Blockchain and decentralized decision-support systems are emerging for transboundary river management, providing transparent data sharing. Citizen science initiatives also contribute valuable observations on fish migrations and water quality. The integration of social science models with environmental models is gaining traction, allowing assessments of dam impacts on livelihoods, food security, and cultural practices. Finally, the move toward dam removal—as seen in the Klamath River and Elwha River—requires models that predict ecosystem recovery trajectories. These models help evaluate the benefits of removal versus retrofit, considering sediment release, channel evolution, and recolonization by biota.

Collaborative platforms like the Open Modeling Interface (OpenMI) facilitate coupling of different models, enabling more comprehensive assessments. The development of community-based modeling frameworks, such as the Community Surface Dynamics Modeling System (CSDMS), provides reusable components and standards. As computational resources continue to expand, high-resolution simulations of entire river basins—resolving individual bars and pools—are becoming feasible. These advances will improve our ability to predict and mitigate the environmental impacts of dams, ensuring that the benefits of water infrastructure are balanced with the preservation of healthy river ecosystems.

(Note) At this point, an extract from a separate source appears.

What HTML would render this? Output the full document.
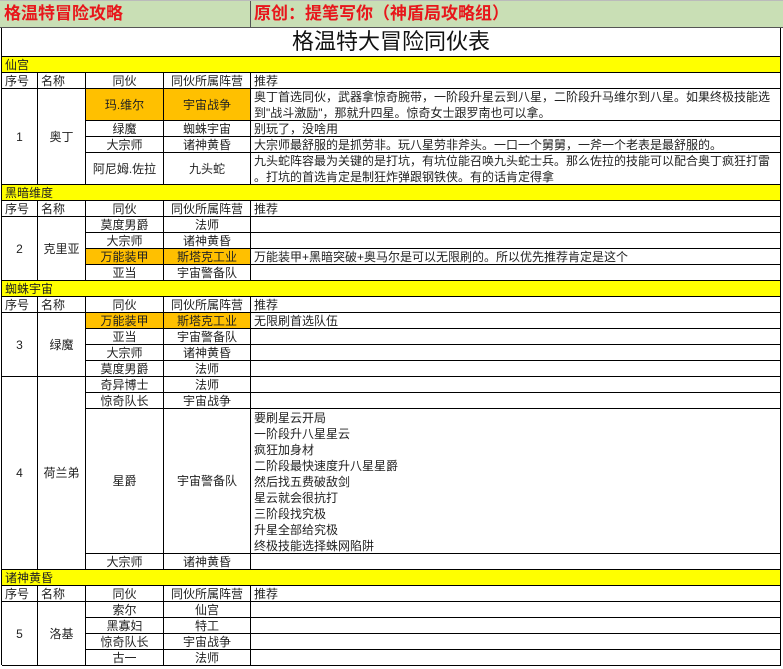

In conclusion, environmental modeling is an indispensable tool for managing the trade-offs inherent in dam construction and operation. By simulating the intricate feedbacks between flow, sediment, and ecology, models empower decision-makers to anticipate consequences, design mitigation measures, and adapt to changing conditions. While challenges remain, the trajectory of innovation points toward more accurate, integrated, and accessible modeling tools that can guide sustainable river management worldwide.